Mal sehen was sie bringen, wird ja auch ewig dran gedoktert.


----------



## TheRammbock (29. August 2010)

Das sind ja bei weitem noch nicht alle Reformen. Rumrepariert, bzw. ich möchte lieber rumgemurkst schreiben, wird ja immer wieder und ständig, ohne uns, das Volk zu fragen. Naja, Herr thrian wollte ja nur 5 Stück lesen (bzw. 10  )


----------



## TheNik (29. August 2010)

Wenn eine Regierung vom Volk gewählt ist ist sie für die nächste Legislaturperiode legitimiert herumzudoktorn, wie es auch im Wahlprogramm stand btw. Man kann in einer repräsentativen Demokratie nicht immer das Volk zu jeder Kleinigkeit befragen zumal dann noch häufig die Verzerrung der Tatsachen durch Populisten und extrem subjektive Informationsquellen hinzukommt.


----------



## Shi (29. August 2010)

*AW: Deutsche Politik - wieder mehr Rechts oder Links?*



Davin's Theorie schrieb:


> Aua, heikles thema... ich seh schon eine DICKE diskussion kommen
> 
> [X] wind von "Rechts"
> 
> ...



Überleg dir mal, du wanderst nach Russland aus. Mit deiner Familie. Würdest du dann mit ihnen im Bus russisch reden? 

[X] mehr links.

Wir brauchen einen starken Staat, und die Verstaatlichung  aller Banken. Denn nur so lässt sich die Willkür dieser Manager eindämmen.
Außerdem ist repräsentative Demokratie viel zu undemokratisch, ich bin für den Rätekommunismus, das ist immer noch die beste Staatsform: demokratisch und gerecht.

Solidarische Grüße


----------



## TheRammbock (29. August 2010)

TheNik schrieb:


> Wenn eine Regierung vom Volk gewählt ist ist sie für die nächste Legislaturperiode legitimiert herumzudoktorn, wie es auch im Wahlprogramm stand btw. Man kann in einer repräsentativen Demokratie nicht immer das Volk zu jeder Kleinigkeit befragen zumal dann noch häufig die Verzerrung der Tatsachen durch Populisten und extrem subjektive Informationsquellen hinzukommt.

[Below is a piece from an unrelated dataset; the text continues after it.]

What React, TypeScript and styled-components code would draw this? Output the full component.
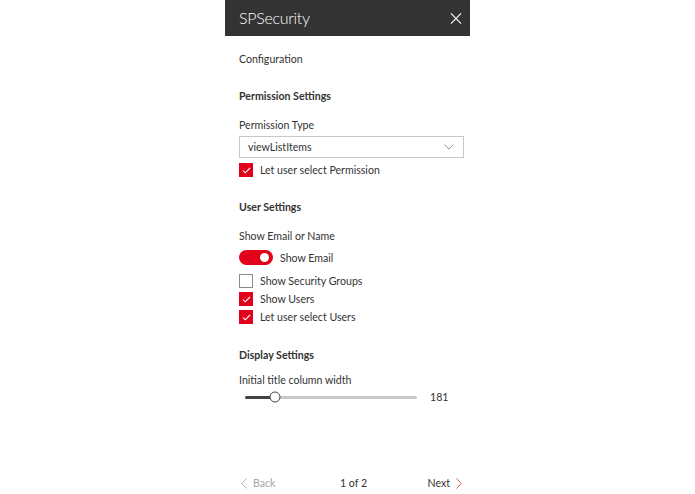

Kleinigkeiten also, die das ganze Volk betreffen ... Aha ...

Steht es auch geschrieben, das das Grundgesetz ohne uns zu fragen geändert werden darf?


----------



## Malkav85 (29. August 2010)

*AW: Deutsche Politik - wieder mehr Rechts oder Links?*



Shi schrieb:


> Überleg dir mal, du wanderst nach Russland aus. Mit deiner Familie. Würdest du dann mit ihnen im Bus russisch reden?



Ganz ehrlich? Ja! 

Wenn ich schon eine andere Sprache lernen muss/möchte, dann soll die Integration meiner Familie und der Umgang auch leichter zu lernen sein.

Wenn ich ständig privat weiterhin deutsch sprechen würde und nicht russisch, dann würden sich meine Kinder (wenn ich welche hätte ^^) wohl langsamer daran gewöhnen.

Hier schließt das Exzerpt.